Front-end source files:
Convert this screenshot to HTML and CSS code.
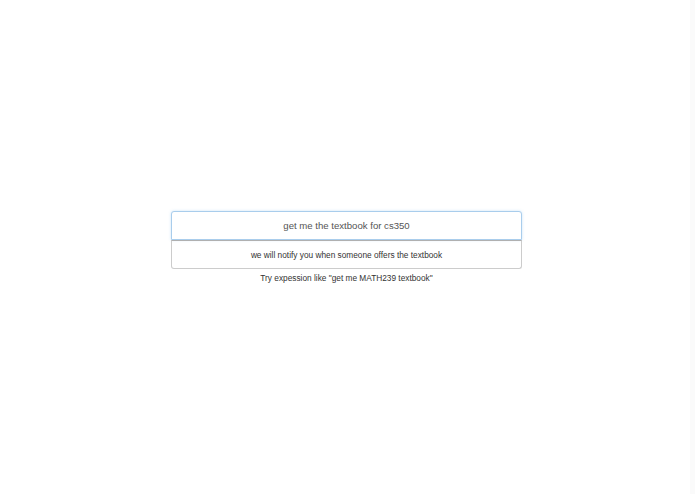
FILE: index.html
```html
<!DOCTYPE html>
<html>
<head>
<meta charset="utf-8">
<link rel="stylesheet" href="styles.css">
</head>
<body>
<div class="page">
  <div class="box">
    <input class="query" type="text" value="get me the textbook for cs350">
    <div class="result">we will notify you when someone offers the textbook</div>
    <div class="hint">Try expession like "get me MATH239 textbook"</div>
  </div>
</div>
<div class="scrollbar"></div>
</body>
</html>
```
FILE: styles.css
```css
html, body {
  margin: 0;
  padding: 0;
  background: #ffffff;
  font-family: "Liberation Sans", Arial, Helvetica, sans-serif;
}
.page {
  width: 695px;
  height: 494px;
  display: flex;
  justify-content: flex-start;
  padding-top: 211px;
  padding-left: 171px;
  box-sizing: border-box;
}
.box {
  width: 351px;
  display: flex;
  flex-direction: column;
}
.query {
  box-sizing: border-box;
  width: 100%;
  height: 29px;
  margin: 0;
  border: 1px solid #a9cdec;
  border-radius: 3px 3px 0 0;
  box-shadow: 0 0 3px rgba(102, 175, 233, 0.35);
  text-align: center;
  font-family: "Liberation Sans", Arial, sans-serif;
  font-size: 9.6px;
  color: #555555;
  outline: none;
  padding: 0 8px;
}
.result {
  box-sizing: border-box;
  height: 29px;
  border: 1px solid #cccccc;
  border-top: 1px solid #b0b0b0;
  border-radius: 0 0 3px 3px;
  display: flex;
  align-items: center;
  justify-content: center;
  font-size: 8.3px;
  color: #333333;
}
.hint {
  text-align: center;
  font-size: 8.3px;
  color: #333333;
  margin-top: 4px;
}
.scrollbar {
  position: absolute;
  top: 0;
  right: 0;
  width: 5px;
  height: 494px;
  background: #fafafa;
}
```
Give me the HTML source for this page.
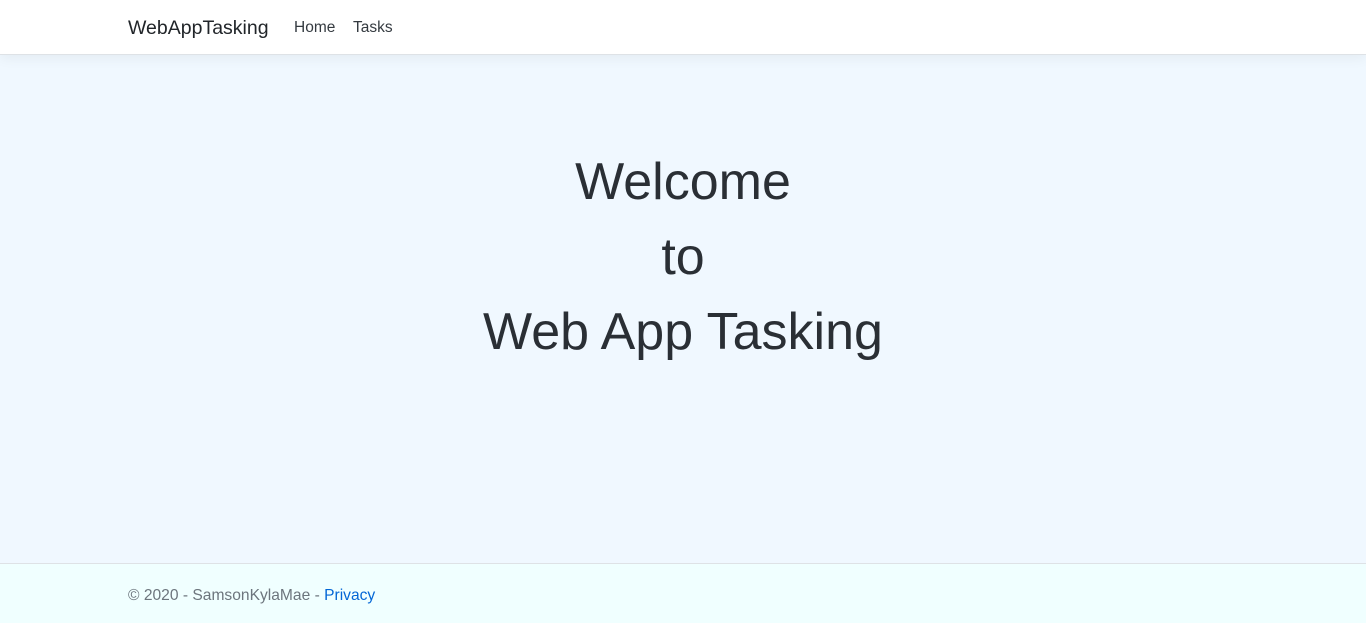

● **Given task**
Make an exact copy of every entry above, minus the images.

● **Solution to the problem**
Convert this screenshot to HTML and CSS code.
FILE: index.html
```html
<!DOCTYPE html>
<html>
<head>
<meta charset="utf-8">
<link rel="stylesheet" href="styles.css">
</head>
<body>
<div class="page">
  <div class="box">
    <input class="query" type="text" value="get me the textbook for cs350">
    <div class="result">we will notify you when someone offers the textbook</div>
    <div class="hint">Try expession like "get me MATH239 textbook"</div>
  </div>
</div>
<div class="scrollbar"></div>
</body>
</html>
```
FILE: styles.css
```css
html, body {
  margin: 0;
  padding: 0;
  background: #ffffff;
  font-family: "Liberation Sans", Arial, Helvetica, sans-serif;
}
.page {
  width: 695px;
  height: 494px;
  display: flex;
  justify-content: flex-start;
  padding-top: 211px;
  padding-left: 171px;
  box-sizing: border-box;
}
.box {
  width: 351px;
  display: flex;
  flex-direction: column;
}
.query {
  box-sizing: border-box;
  width: 100%;
  height: 29px;
  margin: 0;
  border: 1px solid #a9cdec;
  border-radius: 3px 3px 0 0;
  box-shadow: 0 0 3px rgba(102, 175, 233, 0.35);
  text-align: center;
  font-family: "Liberation Sans", Arial, sans-serif;
  font-size: 9.6px;
  color: #555555;
  outline: none;
  padding: 0 8px;
}
.result {
  box-sizing: border-box;
  height: 29px;
  border: 1px solid #cccccc;
  border-top: 1px solid #b0b0b0;
  border-radius: 0 0 3px 3px;
  display: flex;
  align-items: center;
  justify-content: center;
  font-size: 8.3px;
  color: #333333;
}
.hint {
  text-align: center;
  font-size: 8.3px;
  color: #333333;
  margin-top: 4px;
}
.scrollbar {
  position: absolute;
  top: 0;
  right: 0;
  width: 5px;
  height: 494px;
  background: #fafafa;
}
```
Give me the HTML source for this page.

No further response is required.